Além disso, ácido fórmico, presente no sistema de defesa das formigas, afeta a textura do leite. A interferência provavelmente cria um ambiente propício para a proliferação dos micróbios presentes no iogurte, afirmaram os cientistas.
Resgate
De acordo com o chef Ville Della Penna, do restaurante Villazza, no Noroeste, em Brasília, a redescoberta e o uso de ingredientes de povos tradicionais é de extrema importância não só pela questão cultural, mas também na dinâmica para o novo consumo. "O mercado, hoje, pede comida limpa, viva e de origem. Para nós, cozinheiros, atualizar os preparos buscando essas referências é sem dúvidas uma excelente oportunidade de mercado."
O chefe cita ainda outras receitas que foram resgatadas. "Vemos os alimentos confitados, representados pela carne de lata, temos ainda o kombucha, uma fermentação natural por açúcares de frutas. Além das conservas ácidas, regidas pelos vinagres e ainda o pão artesanal, feito com fermento natural e farinha de origem."
Comparação
A equipe que publicou o artigo na iScience também comparou iogurtes feitos com formigas vivas, congeladas e desidratadas. Somente as primeiras conseguiram cultivar a comunidade microbiana correta. No entanto, os pesquisadores viram que era necessário cuidado para que esses produtos fossem seguros para ingestão, pois utilizam insetos que podem abrigar bactérias nocivas e parasitas.
Para avaliar o uso do inseto na culinária contemporânea, a equipe fez uma parceria com chefs do Alchemist, um restaurante com duas estrelas Michelin, em Copenhague, que deram uma nova apresentação à receita tradicional. Eles serviram aos convidados diversas opções, incluindo sanduíches de sorvete de iogurte em formato de formiga, queijos picantes com sabor parecido com o do mascarpone, e coquetéis clarificados com leite — todos os pratos levavam o inseto como ingrediente principal.
De acordo com Leandro Nunes, chef do Estufa Botequim, na Asa Norte, em Brasília, a gastronomia contemporânea sempre precisa de novas técnicas e insumos para se manter viva e dinâmica. "Cada vez mais acho que o uso de insetos vai se popularizar, especialmente como fonte de proteínas. Utilizo a formiga-saúva com gosto de capim-limão em sobremesas e drinques desde 2015 e não me vejo retrocedendo, pois é um belíssimo produto que, depois do choque inicial do cliente, ele se encanta e acaba virando fã."
Saiba Mais
EU ACHO...
Cecília Machado, cozinheira profissional e familiar
Acredito que somos influenciados por essas práticas até hoje.
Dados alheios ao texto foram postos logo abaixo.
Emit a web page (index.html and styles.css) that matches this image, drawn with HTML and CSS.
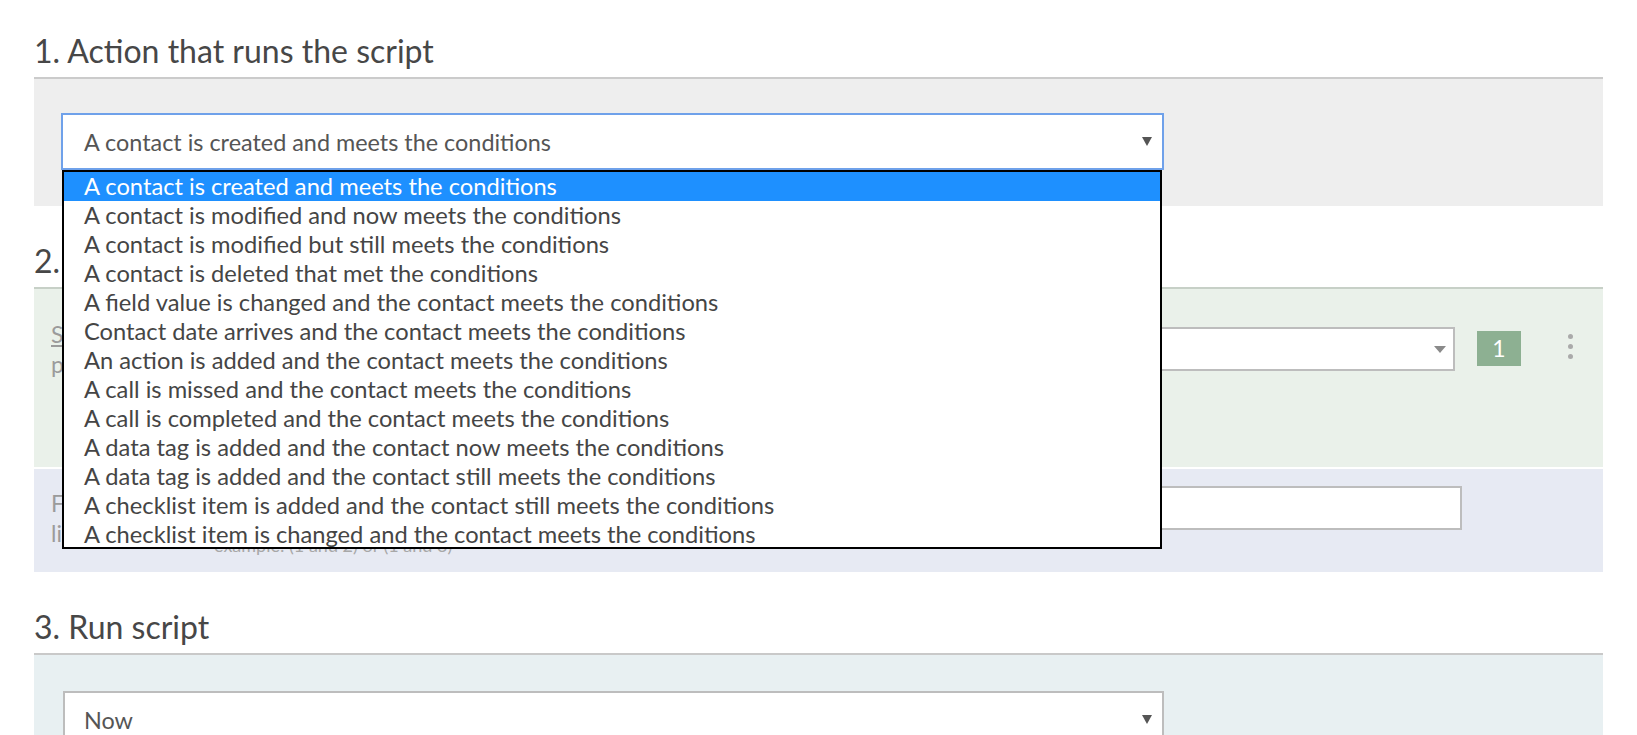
FILE: index.html
```html
<!DOCTYPE html>
<html lang="en">
<head>
<meta charset="utf-8">
<title>Script trigger</title>
<link rel="stylesheet" href="styles.css">
</head>
<body>
<div class="page">
  <section class="sec sec-first">
    <h2 class="title">1. Action that runs the script</h2>
    <div class="panel panel-gray">
      <div class="select-wrap">
        <div class="select select-main select-focus">
          <span class="select-text">A contact is created and meets the conditions</span>
          <span class="arrow"></span>
        </div>
        <ul class="dropdown">
          <li class="active">A contact is created and meets the conditions</li>
          <li>A contact is modified and now meets the conditions</li>
          <li>A contact is modified but still meets the conditions</li>
          <li>A contact is deleted that met the conditions</li>
          <li>A field value is changed and the contact meets the conditions</li>
          <li>Contact date arrives and the contact meets the conditions</li>
          <li>An action is added and the contact meets the conditions</li>
          <li>A call is missed and the contact meets the conditions</li>
          <li>A call is completed and the contact meets the conditions</li>
          <li>A data tag is added and the contact now meets the conditions</li>
          <li>A data tag is added and the contact still meets the conditions</li>
          <li>A checklist item is added and the contact still meets the conditions</li>
          <li>A checklist item is changed and the contact meets the conditions</li>
          <li>A checklist item is removed and the contact meets the conditions</li>
        </ul>
      </div>
    </div>
  </section>

  <section class="sec">
    <h2 class="title">2. Conditions for the contact</h2>
    <div class="panel panel-green">
      <div class="row">
        <div class="label"><span class="u">Saved filter</span> or<br>property conditions</div>
        <div class="select select-small">
          <span class="select-text"></span>
          <span class="arrow arrow-light"></span>
        </div>
        <div class="badge">1</div>
        <div class="kebab"><span></span><span></span><span></span></div>
      </div>
    </div>
    <div class="panel-blue">
      <div class="row">
        <div class="label label-b">Formula for<br>linking conditions</div>
        <div class="field-col">
          <div class="input"></div>
          <div class="hint">example: (1 and 2) or (1 and 3)</div>
        </div>
      </div>
    </div>
  </section>

  <section class="sec">
    <h2 class="title">3. Run script</h2>
    <div class="panel panel-teal">
      <div class="select select-main">
        <span class="select-text">Now</span>
        <span class="arrow"></span>
      </div>
    </div>
  </section>
</div>
</body>
</html>
```

FILE: styles.css
```css
html, body {
  margin: 0;
  padding: 0;
  height: 735px;
  overflow: hidden;
  background: #ffffff;
}

body {
  font-family: Lato, "Open Sans", "DejaVu Sans", sans-serif;
  color: #444444;
}

.page {
  padding: 0 34px;
}

.title {
  margin: 36px 0 0;
  padding: 0 0 8px;
  font-size: 32px;
  line-height: 37px;
  font-weight: 400;
  color: #474747;
  white-space: nowrap;
}

.sec-first .title {
  margin-top: 32px;
}

.panel {
  border-top: 2px solid #cbcbcb;
}

.panel-gray {
  background: #eeeeee;
  padding: 34px 27px 36px;
}

.select-wrap {
  position: relative;
  width: 1103px;
}

.select {
  display: flex;
  align-items: center;
  box-sizing: border-box;
  background: #ffffff;
  border: 2px solid #bdbdbd;
  color: #555555;
}

.select-main {
  width: 1101px;
  height: 57px;
  padding: 0 10px 0 19px;
  font-size: 23.4px;
}

.select-focus {
  width: 1103px;
  border-color: #6fa1ea;
  padding-left: 21px;
}

.select-text {
  flex: 1;
  white-space: nowrap;
}

.arrow {
  width: 0;
  height: 0;
  border-left: 5px solid transparent;
  border-right: 5px solid transparent;
  border-top: 9px solid #555555;
}

.arrow-light {
  border-left-width: 6px;
  border-right-width: 6px;
  border-top: 7px solid #8a8a8a;
}

.dropdown {
  position: absolute;
  left: 1px;
  top: 57px;
  z-index: 10;
  width: 1100px;
  height: 379px;
  box-sizing: border-box;
  margin: 0;
  padding: 0;
  list-style: none;
  background: #ffffff;
  border: 2px solid #000000;
  overflow: hidden;
}

.dropdown li {
  height: 29px;
  line-height: 29px;
  padding-left: 20px;
  font-size: 23.7px;
  color: #454545;
  white-space: nowrap;
}

.dropdown li.active {
  background: #1e90ff;
  color: #ffffff;
}

.row {
  display: flex;
  align-items: flex-start;
}

.panel-green {
  box-sizing: border-box;
  height: 180px;
  background: #eaf1ea;
  border-top-color: #c7d0c7;
  padding: 30px 0 0 17px;
}

.label {
  width: 163px;
  flex: none;
  font-size: 23px;
  line-height: 30px;
  color: #9b9b9b;
  white-space: nowrap;
  overflow: hidden;
}

.label .u {
  text-decoration: underline;
}

.select-small {
  width: 1241px;
  height: 44px;
  margin-top: 8px;
  padding: 0 7px 0 16px;
  font-size: 20px;
}

.badge {
  flex: none;
  width: 44px;
  height: 35px;
  margin: 12px 0 0 22px;
  background: #8db092;
  color: #ffffff;
  font-size: 23px;
  line-height: 35px;
  text-align: center;
}

.kebab {
  display: flex;
  flex-direction: column;
  gap: 5px;
  margin: 15px 0 0 47px;
}

.kebab span {
  width: 5px;
  height: 5px;
  border-radius: 50%;
  background: #aaaaaa;
}

.panel-blue {
  box-sizing: border-box;
  height: 103px;
  margin-top: 2px;
  background: #e7eaf3;
  padding: 17px 0 0 17px;
}

.label-b {
  margin-top: 2px;
}

.field-col {
  display: flex;
  flex-direction: column;
}

.input {
  width: 1248px;
  height: 44px;
  box-sizing: border-box;
  background: #ffffff;
  border: 2px solid #bdbdbd;
}

.hint {
  margin-top: 4px;
  font-size: 18px;
  line-height: 22px;
  color: #a8a8a8;
}

.panel-teal {
  background: #e8f0f2;
  border-top-color: #c9c9c9;
  padding: 36px 0 40px 29px;
}
```
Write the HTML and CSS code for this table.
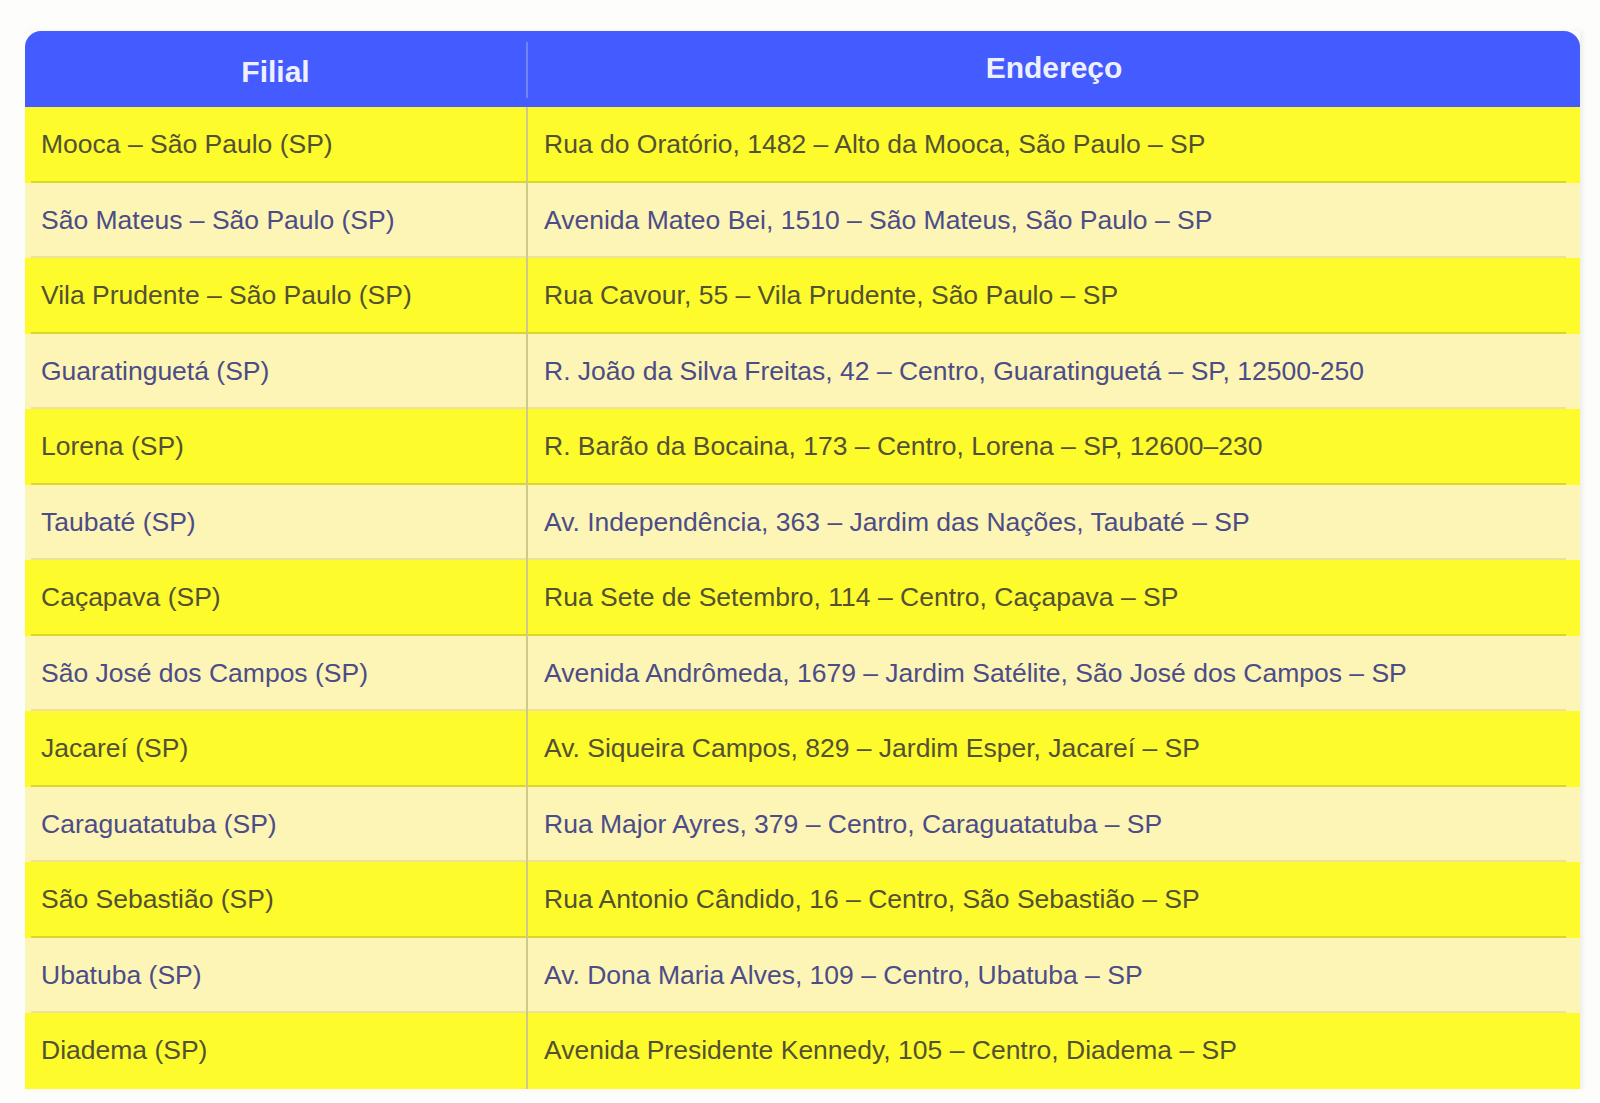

Algumas se integraram ao nosso cotidiano e, por isso, não percebemos. Em um mundo onde os ultraprocessados têm ganhado cada vez mais espaço, essa recuperação pode nos indicar que a resposta está no conhecimento ancestral. Temos alguns alimentos cujas técnicas foram adaptadas de receitas antigas, como usar folhas para envolver e cozinhar alimentos, o que é feito com a pamonha. Há o cozimento direto no fogo, e é impossível não pensar no Brasil sem pensar no churrasco. Secar e curar carnes para sua preservação também é tradicional. Falando de alimentos resgatados do conhecimento indígena, temos a tapioca e todas as variações da farinha de mandioca na alimentação diária. A explosão do queijo meia cura brasileiro no mercado internacional também pode-se considerar um resgate desse preparo ancestral que ganhou o mundo.